Cardiac resynchronization therapy reduces death, HF hospitalization in patients with IVCD but not RBBB: Circulation
USA: Cardiac resynchronization therapy reduces heart failure hospitalization (HFH) or death in intraventricular conduction delay (IVCD) but not right bundle branch block (RBBB), indicating that the two conditions should not be lumped together, findings from a meta-analysis have shown.
The study, published in the journal, Circulation, found that in patients with IVCD or left bundle branch block (LBBB), cardiac resynchronization therapy (CRT) helped outcomes but not for those with RBBB. The researchers suggest reconsidering aggregating RBBB and IVCD into a single "non-LBBB" category during patients' selection for CRT.

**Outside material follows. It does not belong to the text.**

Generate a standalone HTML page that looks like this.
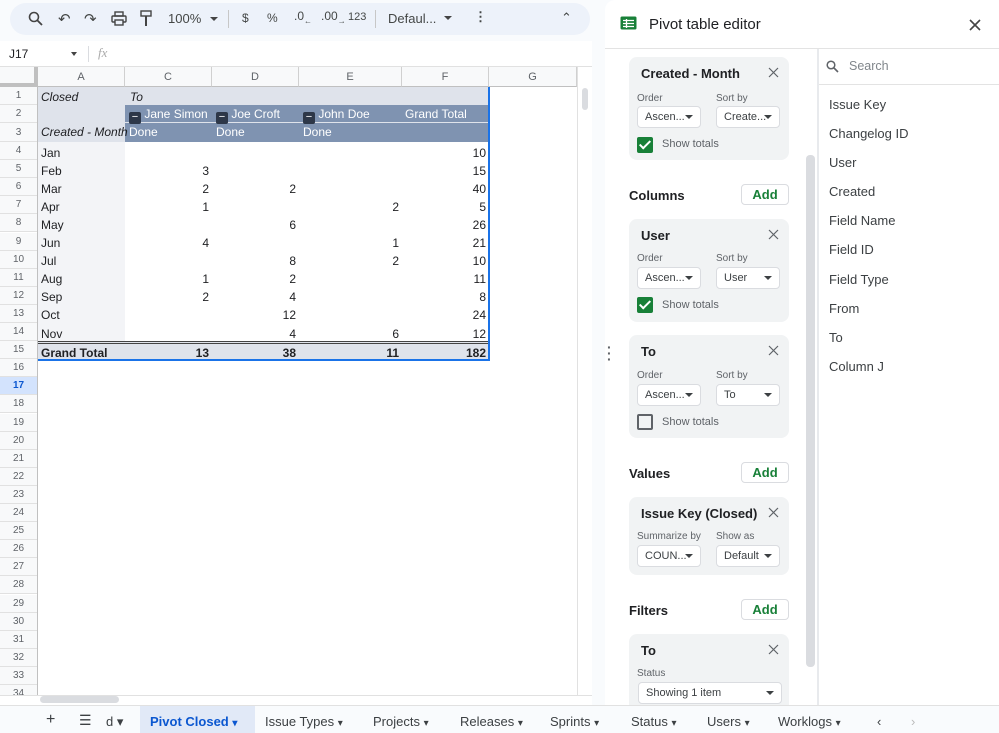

The benefit from cardiac resynchronization therapy differs by QRS characteristics; individual randomized trials are underpowered to evaluate usefulness for relatively small subgroups. Daniel J Friedman from Duke University School of Medicine in Durham, NC, and colleagues analyzed patient-level data from pivotal CRT trials: MIRACLE, MIRACLE-ICD, MIRACLE-ICD II, REVERSE, RAFT, BLOCK-HF, MADIT-CRT, and COMPANION using Bayesian Hierarchical Weibull survival regression models.